UNITED STATES
SECURITIES AND EXCHANGE COMMISSION
Washington, D.C. 20549

FORM 8-K

CURRENT REPORT

Pursuant to Section 13 or 15(d) of the Securities Exchange Act of 1934

Date of Report (Date of earliest event reported): January 26, 2004

VALERO L.P.

(Exact name of registrant as specified in its charter)

          Delaware 1-16417 74-2956831
(State or other jurisdiction (Commission File Number) (IRS Employer
      of incorporation) Identification No.)

            One Valero Place  
           San Antonio, Texas 78212
(Address of principal executive offices) (Zip Code)

        Registrant’s telephone number, including area code: (210) 370-2000

_________________


Item 7.   Financial Statements, Pro Forma Financial Information and Exhibits.
     
  (c) Exhibits.
     
  99.1 Press Release dated January 26, 2004.

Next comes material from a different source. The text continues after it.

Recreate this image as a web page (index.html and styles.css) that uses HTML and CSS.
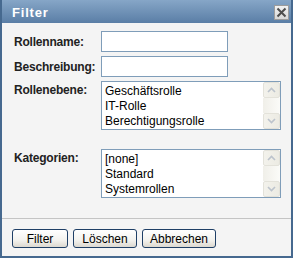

Item 12.                  Results of Operations and Financial Condition.

On January 26, 2004, Valero L.P. (the “Partnership”) issued a press release announcing financial results for the quarter and the year ended December 31, 2003. A copy of the press release is furnished with this report as Exhibit 99.1, and is incorporated herein by reference. The press release discloses certain financial measures (EBITDA and distributable cash flow) that are non-GAAP financial measures as defined under SEC rules. The press release furnishes a reconciliation of these non-GAAP financial measures to their nearest GAAP financial measures. Reasons for the Partnership’s use of these non-GAAP financial measures are disclosed in the Partnership’s annual report on Form 10-K for the year ended December 31, 2002, under the caption “Item 6. Selected Financial Data.”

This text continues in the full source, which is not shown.